By Jennifer Rodrigo
Sri Lanka’s first houseboat – Yathra Houseboat by Jetwing – was my home for the night in Dedduwa, Bentota last Saturday. Stepping aboard this floating house to a warm welcome by Captain Leel Koralage, I was instantly sure this was going to be an experience unlike any other.
Bamboo walls, teak floors, and a thatched roof signified renowned environmental architect Sunela Jayawardena’s vision to use sustainable materials in every aspect of the design. The concept is based on the ancient Sri Lankan padda boats – large, flat-bottomed wooden boats with thatched roofs used to transport goods and people on inland waterways.
I was taken to one of the two plush deluxe cabin rooms in the houseboat, and after a few minutes inside, I decided that my favourite features were the writing nook – a long wooden table and chair against a bamboo wall – the small balcony with a river view, and the bathtub – also with a view of the river if you wanted to open the blinds.
The blue-green chest cupboard, green wicker chairs in the balcony, and the hint of being so close to the water with just the drawing of blinds in the room, all added to the ambience; it’s no wonder Yathra is a honeymooners’ favourite pick!
Both rooms come with a king size bed, individually-controlled air conditioning, fans, Wi-Fi, rainshower, bathtub, hot and cold water, iron and ironing board, and hair dryer; although the houseboat’s outer deck and upper deck kept drawing me out for sweeping views of the river and the surrounding vegetation, the room had an undeniable allure.
You can dine in the comfort of your room or dine alfresco at their open-air deck; there is also a dining area towards the rear of the houseboat with a table for four resting against bamboo pillars. The choice of food, although modest, has a range of western as well as Sri Lankan delicacies and is lovingly prepared with attention to detail.
Yathra floats upon the gentle waters of the Bentara River and guests are taken up the river from Bentota to Awittawa on an 18 kilometre cruise. On the peaceful sunset cruise I chose to take, accompanied by Koralage’s knowledge of the inland waters, I was told that crocodiles, monitor lizards, and exotic species of birds call this mangrove-laden ecosystem of this long southern waterway home.
The fringes of the water are inhabited by traditional fishing communities – some of whom I was lucky to see that night meticulously at work, lowering their nets into the deep waters.
“The depth of the water is around 10 feet, which is around three metres, but this changes by a difference of two meters with high and low tides,” explained Koralage, adding that whilst korali fish was the most abundant kind of fish found in the waters, fishermen also net crabs and even prawns when the tide is low.

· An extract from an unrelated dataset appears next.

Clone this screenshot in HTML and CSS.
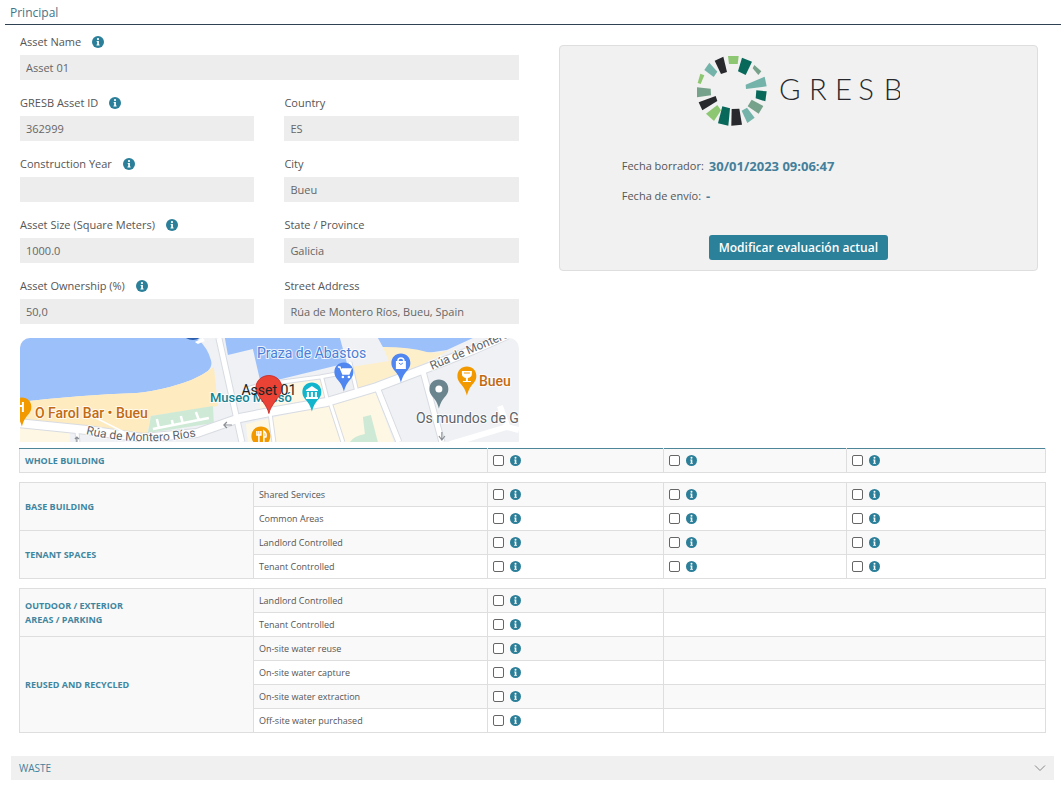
FILE: index.html
```html
<!DOCTYPE html>
<html lang="es">
<head>
<meta charset="utf-8">
<meta name="viewport" content="width=device-width, initial-scale=1">
<title>Principal</title>
<link rel="stylesheet" href="styles.css">
</head>
<body>
<svg class="defs" width="0" height="0" aria-hidden="true">
  <symbol id="info" viewBox="0 0 12 12">
    <circle cx="6" cy="6" r="6" fill="#2b7f99"/>
    <circle cx="6" cy="3.1" r="1.1" fill="#fff"/>
    <path d="M4.7 4.9h2.2v3.7h.7v1H4.5v-1h.7V5.9h-.5z" fill="#fff"/>
  </symbol>
  <symbol id="pin" viewBox="0 0 20 30">
    <path d="M10 0.500C4.500.500.500 4.600.500 10c0 5 3 7 5.500 10.500C8 23.300 9 26 10 29.500c1-3.500 2-6.200 4-9C16.500 17 19.500 15 19.500 10 19.500 4.600 15.500.500 10 .500z"/>
  </symbol>
</svg>

<h1 class="title">Principal</h1>

<main>
  <div class="top">
    <section class="asset">
      <form class="fields">
        <div class="field wide">
          <label for="name">Asset Name <svg class="info"><use href="#info"/></svg></label>
          <input id="name" value="Asset 01" readonly>
        </div>
        <div class="field">
          <label for="gid">GRESB Asset ID <svg class="info"><use href="#info"/></svg></label>
          <input id="gid" value="362999" readonly>
        </div>
        <div class="field">
          <label for="country">Country</label>
          <input id="country" value="ES" readonly>
        </div>
        <div class="field">
          <label for="year">Construction Year <svg class="info"><use href="#info"/></svg></label>
          <input id="year" value="" readonly>
        </div>
        <div class="field">
          <label for="city">City</label>
          <input id="city" value="Bueu" readonly>
        </div>
        <div class="field">
          <label for="size">Asset Size (Square Meters) <svg class="info"><use href="#info"/></svg></label>
          <input id="size" value="1000.0" readonly>
        </div>
        <div class="field">
          <label for="state">State / Province</label>
          <input id="state" value="Galicia" readonly>
        </div>
        <div class="field">
          <label for="own">Asset Ownership (%) <svg class="info"><use href="#info"/></svg></label>
          <input id="own" value="50,0" readonly>
        </div>
        <div class="field">
          <label for="street">Street Address</label>
          <input id="street" value="Rúa de Montero Ríos, Bueu, Spain" readonly>
        </div>
      </form>

      <svg class="map" viewBox="0 0 499 104" preserveAspectRatio="xMidYMid slice" role="img" aria-label="Asset 01">
        <rect width="499" height="104" fill="#eff1f4"/>
        <path d="M0 0H177Q188 10 191 22Q193 28 188 33Q176 42 150 49Q130 54 117 55Q60 57 0 64z" fill="#9cc0f9"/>
        <path d="M0 64Q60 57 117 55Q130 54 150 49Q176 42 188 33L194 29L198 68L131 78L127 97L67 90L0 82z" fill="#feebbf"/>
        <path d="M0 88L50 94V104H0z" fill="#fef7e3"/>
        <path d="M131 78L193 68L194 85L128 95z" fill="#ceead6"/>
        <path d="M133 91L189 80M137 81l2 9M161 78l2 8M176 74l3 8M152 82l1 5" stroke="#fff" stroke-width="2.500" fill="none"/>
        <path d="M205 0H320L327 25L241 46L233 11L208 17z" fill="#9cc0f9"/>
        <path d="M358 0H453L427 12L407 15L363 9z" fill="#9cc0f9"/>
        <path d="M363 9Q390 9 407 14Q420 16 430 12L402 27L337 51L331 29L369 23z" fill="#feefcb"/>
        <path d="M240 49L303 40L307 58L240 72z" fill="#fef7e3"/>
        <path d="M226 86L307 67L355 53L374 104H228z" fill="#fef7e3"/>
        <path d="M343 79L351 77L358 104H330Q334 98 345 96z" fill="#ceead6"/>
        <g fill="none" stroke="#d8dce2" stroke-linejoin="round">
          <path d="M-3 85L67 92L123 100L177 95L220 80L250 74L307 64L357 49L407 30L453 12L487 -3" stroke-width="10"/>
          <path d="M199 0L222 104M357 49L379 104M403 33L422 104" stroke-width="7"/>
          <path d="M227 51L240 47L300 39L333 33M330 24L337 54M310 64L323 104M250 74L254 104M57 92L58 104M302 40L308 64" stroke-width="5"/>
        </g>
        <g fill="none" stroke="#fff" stroke-linejoin="round">
          <path d="M-3 85L67 92L123 100L177 95L220 80L250 74L307 64L357 49L407 30L453 12L487 -3" stroke-width="8"/>
          <path d="M199 0L222 104M357 49L379 104M403 33L422 104" stroke-width="5"/>
          <path d="M227 51L240 47L300 39L333 33M330 24L337 54M310 64L323 104M250 74L254 104M57 92L58 104M302 40L308 64" stroke-width="3"/>
          <path d="M430 106L487 89L499 92M480 68L488 90" stroke-width="6"/>
          <path d="M76 80L104 94" stroke-width="1.500"/>
        </g>
        <path d="M175 4l8-4 2 3-7 3z" fill="#fff"/>
        <path d="M166 0h14q-7 4-14 0z" fill="#2c5fae"/>
        <path d="M204 87h8M207 84l-3 3 3 3M57 99v5M55 101l2-2 2 2M422 94v8M419 98l3 4 3-4" fill="none" stroke="#8b9096" stroke-width="1.200"/>
        <path id="street-line" d="M66 96Q122 110 184 97" fill="none"/>
        <g class="map-text">
          <text class="halo gray small"><textPath href="#street-line">Rúa de Montero Ríos</textPath></text>
          <text class="halo gray small" transform="translate(412 32) rotate(-23)">Rúa de Montero</text>
          <text class="halo blue" x="237" y="20">Praza de Abastos</text>
          <text class="halo orange" x="15" y="80">O Farol Bar • Bueu</text>
          <text class="halo teal" x="190" y="64">Museo Massó</text>
          <text class="halo orange" x="459" y="48">Bueu</text>
          <text class="halo gray" x="396" y="85">Os mundos de G</text>
        </g>
        <use href="#pin" x="-8" y="59" width="20" height="30" fill="#f29900"/>
        <path d="M-1 64v10M3 64v4h-4M3 74v-6" stroke="#fff" stroke-width="2" fill="none"/>
        <use href="#pin" x="231" y="88" width="20" height="30" fill="#f29900"/>
        <path d="M237 93v4h4v-4M239 93v11M244 104v-11q3 2 2 6h-2" stroke="#fff" stroke-width="1.500" fill="none"/>
        <use href="#pin" x="282" y="44" width="20" height="30" fill="#12b5cb"/>
        <path d="M286 52l6-4 6 4v1h-12zM287 54h2v5h-2zM291 54h2v5h-2zM295 54h2v5h-2zM286 59h12v2h-12z" fill="#fff"/>
        <use href="#pin" x="314" y="24" width="20" height="30" fill="#4f86f0"/>
        <path d="M318 29h2l3 7h6l2-5h-9" fill="none" stroke="#fff" stroke-width="1.500"/>
        <path d="M321 31h10l-2 5h-6z" fill="#fff"/>
        <circle cx="323" cy="39" r="1.300" fill="#fff"/><circle cx="329" cy="39" r="1.300" fill="#fff"/>
        <use href="#pin" x="371" y="15" width="20" height="30" fill="#4f86f0"/>
        <path d="M376 23h10v8h-10z" fill="#fff"/>
        <path d="M378 23q0-3 3-3t3 3" fill="none" stroke="#fff" stroke-width="1.500"/>
        <path d="M379 25q2 3 4 0" fill="none" stroke="#4f86f0"/>
        <use href="#pin" x="409" y="41" width="20" height="30" fill="#6b858f"/>
        <circle cx="419" cy="51" r="3.500" fill="#fff"/>
        <use href="#pin" x="437" y="28" width="20" height="30" fill="#f29900"/>
        <path d="M442 33h10v3q0 3-4 4v3h3v1h-8v-1h3v-3q-4-1-4-4z" fill="#fff"/>
        <path d="M444 35h6" stroke="#f29900"/>
        <path d="M249 37.500c-7.500 0-13 5.500-13 12.500 0 5 3 8 6.500 13 3.500 5 5.500 8 6.500 12.500 1-4.500 3-7.500 6.500-12.500 3.500-5 6.500-8 6.500-13 0-7-5.500-12.500-13-12.500z" fill="#ea4335" stroke="#c5221f" stroke-width=".800"/>
        <text class="pin-label" x="249" y="57" text-anchor="middle">Asset 01</text>
      </svg>
    </section>

    <aside class="panel">
      <svg class="logo" viewBox="54 30 612 216" role="img" aria-label="GRESB">
        <g fill="#8dc771">
          <path d="M150 33L182 33 179 57 153 57z"/>
          <path d="M118 180L129 196 108 228 84 206z"/>
          <path d="M67 86L79 91 68 117 59 114z"/>
        </g>
        <g fill="#08685a">
          <path d="M192 38L222 50 203 90 180 79z"/>
          <path d="M235 136L266 139 262 169 233 160z"/>
          <path d="M133 184L156 190 151 242 120 235z"/>
        </g>
        <g fill="#76a18a">
          <path d="M229 60L250 79 241 90 224 70z"/>
          <path d="M221 164L256 183 242 206 209 184z"/>
          <path d="M57 127L98 131 99 151 57 157z"/>
        </g>
        <g fill="#73b3aa">
          <path d="M260 95L266 124 204 132 203 119z"/>
          <path d="M207 188L230 218 208 234 191 197z"/>
          <path d="M94 53L118 80 107 96 79 75z"/>
        </g>
        <g fill="#28292d">
          <path d="M161 192L184 191 192 239 160 242z"/>
          <path d="M113 153L118 168 73 196 62 172z"/>
          <path d="M136 35L147 81 129 87 110 47z"/>
        </g>
        <text class="wordmark" x="303 393 471 541 617" y="164">GRESB</text>
      </svg>
      <dl class="dates">
        <div><dt>Fecha borrador:</dt><dd>30/01/2023 09:06:47</dd></div>
        <div><dt>Fecha de envío:</dt><dd>-</dd></div>
      </dl>
      <button class="primary" type="button">Modificar evaluación actual</button>
    </aside>
  </div>

  <div class="tables">
    <table class="grid accent">
      <colgroup><col class="c1"><col class="c2"><col class="c3"><col class="c4"><col></colgroup>
      <tr>
        <th colspan="2" scope="row">WHOLE BUILDING</th>
        <td><label class="check"><input type="checkbox" aria-label="Whole building 1"><svg class="info"><use href="#info"/></svg></label></td>
        <td><label class="check"><input type="checkbox" aria-label="Whole building 2"><svg class="info"><use href="#info"/></svg></label></td>
        <td><label class="check"><input type="checkbox" aria-label="Whole building 3"><svg class="info"><use href="#info"/></svg></label></td>
      </tr>
    </table>

    <table class="grid">
      <colgroup><col class="c1"><col class="c2"><col class="c3"><col class="c4"><col></colgroup>
      <tr>
        <th rowspan="2">BASE BUILDING</th>
        <td>Shared Services</td>
        <td><label class="check"><input type="checkbox" aria-label="Shared Services 1"><svg class="info"><use href="#info"/></svg></label></td>
        <td><label class="check"><input type="checkbox" aria-label="Shared Services 2"><svg class="info"><use href="#info"/></svg></label></td>
        <td><label class="check"><input type="checkbox" aria-label="Shared Services 3"><svg class="info"><use href="#info"/></svg></label></td>
      </tr>
      <tr>
        <td>Common Areas</td>
        <td><label class="check"><input type="checkbox" aria-label="Common Areas 1"><svg class="info"><use href="#info"/></svg></label></td>
        <td><label class="check"><input type="checkbox" aria-label="Common Areas 2"><svg class="info"><use href="#info"/></svg></label></td>
        <td><label class="check"><input type="checkbox" aria-label="Common Areas 3"><svg class="info"><use href="#info"/></svg></label></td>
      </tr>
      <tr>
        <th rowspan="2">TENANT SPACES</th>
        <td>Landlord Controlled</td>
        <td><label class="check"><input type="checkbox" aria-label="Landlord Controlled 1"><svg class="info"><use href="#info"/></svg></label></td>
        <td><label class="check"><input type="checkbox" aria-label="Landlord Controlled 2"><svg class="info"><use href="#info"/></svg></label></td>
        <td><label class="check"><input type="checkbox" aria-label="Landlord Controlled 3"><svg class="info"><use href="#info"/></svg></label></td>
      </tr>
      <tr>
        <td>Tenant Controlled</td>
        <td><label class="check"><input type="checkbox" aria-label="Tenant Controlled 1"><svg class="info"><use href="#info"/></svg></label></td>
        <td><label class="check"><input type="checkbox" aria-label="Tenant Controlled 2"><svg class="info"><use href="#info"/></svg></label></td>
        <td><label class="check"><input type="checkbox" aria-label="Tenant Controlled 3"><svg class="info"><use href="#info"/></svg></label></td>
      </tr>
    </table>

    <table class="grid">
      <colgroup><col class="c1"><col class="c2"><col class="c3"><col></colgroup>
      <tr>
        <th rowspan="2">OUTDOOR / EXTERIOR<br>AREAS / PARKING</th>
        <td>Landlord Controlled</td>
        <td><label class="check"><input type="checkbox" aria-label="Outdoor, Landlord Controlled"><svg class="info"><use href="#info"/></svg></label></td>
        <td></td>
      </tr>
      <tr>
        <td>Tenant Controlled</td>
        <td><label class="check"><input type="checkbox" aria-label="Outdoor, Tenant Controlled"><svg class="info"><use href="#info"/></svg></label></td>
        <td></td>
      </tr>
      <tr>
        <th rowspan="4">REUSED AND RECYCLED</th>
        <td>On-site water reuse</td>
        <td><label class="check"><input type="checkbox" aria-label="On-site water reuse"><svg class="info"><use href="#info"/></svg></label></td>
        <td></td>
      </tr>
      <tr>
        <td>On-site water capture</td>
        <td><label class="check"><input type="checkbox" aria-label="On-site water capture"><svg class="info"><use href="#info"/></svg></label></td>
        <td></td>
      </tr>
      <tr>
        <td>On-site water extraction</td>
        <td><label class="check"><input type="checkbox" aria-label="On-site water extraction"><svg class="info"><use href="#info"/></svg></label></td>
        <td></td>
      </tr>
      <tr>
        <td>Off-site water purchased</td>
        <td><label class="check"><input type="checkbox" aria-label="Off-site water purchased"><svg class="info"><use href="#info"/></svg></label></td>
        <td></td>
      </tr>
    </table>
  </div>

  <button class="accordion" type="button" aria-expanded="false">
    <span>WASTE</span>
    <svg viewBox="0 0 12 12" width="12" height="12" aria-hidden="true"><path d="M1 3.500l5 5 5-5" fill="none" stroke="#888" stroke-width="1"/></svg>
  </button>
</main>
</body>
</html>
```

FILE: styles.css
```css
* { box-sizing: border-box; }

body {
  margin: 0;
  background: #fff;
  color: #555;
  font: 11px/18px "Open Sans", "Liberation Sans", sans-serif;
}

.defs { position: absolute; }

.title {
  margin: 0 0 0 5px;
  padding: 3px 5px 2px;
  border-bottom: 1px solid #2f4254;
  color: #447386;
  font-size: 12px;
  font-weight: 400;
  line-height: 19px;
}

.top {
  display: grid;
  grid-template-columns: 51fr 49fr;
  gap: 40px;
  align-items: start;
  padding: 8px 23px 0 20px;
}

.fields {
  display: grid;
  grid-template-columns: 1fr 1fr;
  gap: 14px 30px;
}

.field { display: flex; flex-direction: column; gap: 4px; }
.wide { grid-column: 1 / -1; }
.field label { display: flex; align-items: center; gap: 11px; height: 18px; }
.info { width: 12px; height: 12px; flex: none; }

.field input {
  width: 100%;
  height: 25px;
  padding: 0 6px;
  border: 0;
  border-radius: 0;
  background: #ededed;
  color: #666;
  font: inherit;
}

.map {
  display: block;
  width: 100%;
  height: 104px;
  margin-top: 14px;
  border-radius: 10px 10px 0 0;
}

.map-text { font: 500 14px Roboto, sans-serif; }
.halo { paint-order: stroke; stroke: #fff; stroke-width: 2px; stroke-opacity: .8; }
.small { font-size: 12px; font-weight: 400; }
.gray { fill: #5f6368; font-weight: 400; }
.blue { fill: #4a80d8; font-weight: 400; }
.orange { fill: #c26a14; }
.teal { fill: #138293; font-size: 13px; }
.pin-label { font: 14px Roboto, sans-serif; fill: #222; }

.panel {
  display: flex;
  flex-direction: column;
  align-items: center;
  margin-top: 12px;
  padding: 9px 12px 10px;
  border: 1px solid #dedede;
  border-radius: 4px;
  background: #f1f1f1;
}

.logo { width: 204px; height: 72px; }
.wordmark { font: 300 88px Lato, sans-serif; fill: #28292d; }

.dates { align-self: stretch; margin: 24px 0 0 50px; }
.dates div { display: flex; align-items: center; gap: 5px; height: 30px; }
.dates dd { margin: 0; color: #447f9b; font-size: 13px; font-weight: 700; }

.primary {
  height: 25px;
  margin-top: 24px;
  padding: 0 10px;
  border: 0;
  border-radius: 3px;
  background: #2b809a;
  color: #fff;
  font: 600 12px "Open Sans", sans-serif;
}

.tables {
  display: grid;
  gap: 9px;
  padding: 6px 15px 0 19px;
}

.grid {
  width: 100%;
  table-layout: fixed;
  border-collapse: collapse;
  font-size: 9px;
  line-height: 14px;
}

.c1 { width: 22.8%; }
.c2 { width: 22.8%; }
.c3 { width: 17.2%; }
.c4 { width: 17.8%; }

.grid th, .grid td {
  height: 24px;
  padding: 0 5px;
  border: 1px solid #dedede;
  text-align: left;
}
.grid th { background: #f9f9f9; color: #3f86a0; font-weight: 700; }
.grid tr:nth-child(odd) td { background: #f9f9f9; }
.accent th, .accent td { border-top-color: #4d8797; }

.check { display: flex; align-items: center; gap: 6px; }
.check .info { width: 11px; height: 11px; }
.check input {
  appearance: none;
  width: 11px;
  height: 11px;
  margin: 0;
  border: 1px solid #666;
  border-radius: 2px;
  background: #fff;
}

.accordion {
  display: flex;
  align-items: center;
  justify-content: space-between;
  width: calc(100% - 18px);
  height: 24px;
  margin: 23px 7px 0 11px;
  padding: 0 8px;
  border: 0;
  background: #f0f0f0;
  color: #447f9b;
  font: 10px "Open Sans", sans-serif;
}
```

A certain type of tall trees with thin branches bearing green fruit covered most of the shore, and Koralage said these were kirala trees (sonneratia caseolaris) or mangrove apple; the fruit, which is endemic to Sri Lanka, is mostly grown near saltwater bodies.
When the star-shaped covering on the top of the fruit is removed, a reddish rim that contrasts with the green peel and the white flesh inside is revealed. Most of the time, the fruit is not plucked but is awaited till it ripens and drops from the tree.
The fruit is said to have a very pleasing taste and is also used to make a fruit drink rich in vitamins. “Around 10% of the surrounding population make their livelihood from these trees.”
Complete with the morning and evening cruises that according to the weather conditions last a few hours through the quieter tributaries of the inland waterway, most guests staying at Yathra also opt to visit the Brief Garden – the home and garden of Bevis Bawa – and the Pahurukanda Temple – a mountainous islet with a replica of Lord Buddha’s footprint said to be similar to the one found at the top of Adam’s Peak.
There is also the option of a nightwalk – you can choose to cycle through as well with the bicycles provided – along a path where the houseboat is docked; something to do before dinner to work up an appetite.
Looking out at the clean, clear waters, it was heartening to learn that Yathra doesn’t flush any of its waste into the backwaters; instead, it stores the waste to be pumped out when they’re by land.
Whispering intricate tales of its locality and offering guests an unparalleled Sri Lankan experience, Yathra Houseboat by Jetwing is definitely a place to add to your bucket list, especially if you’re one for unique travel experiences!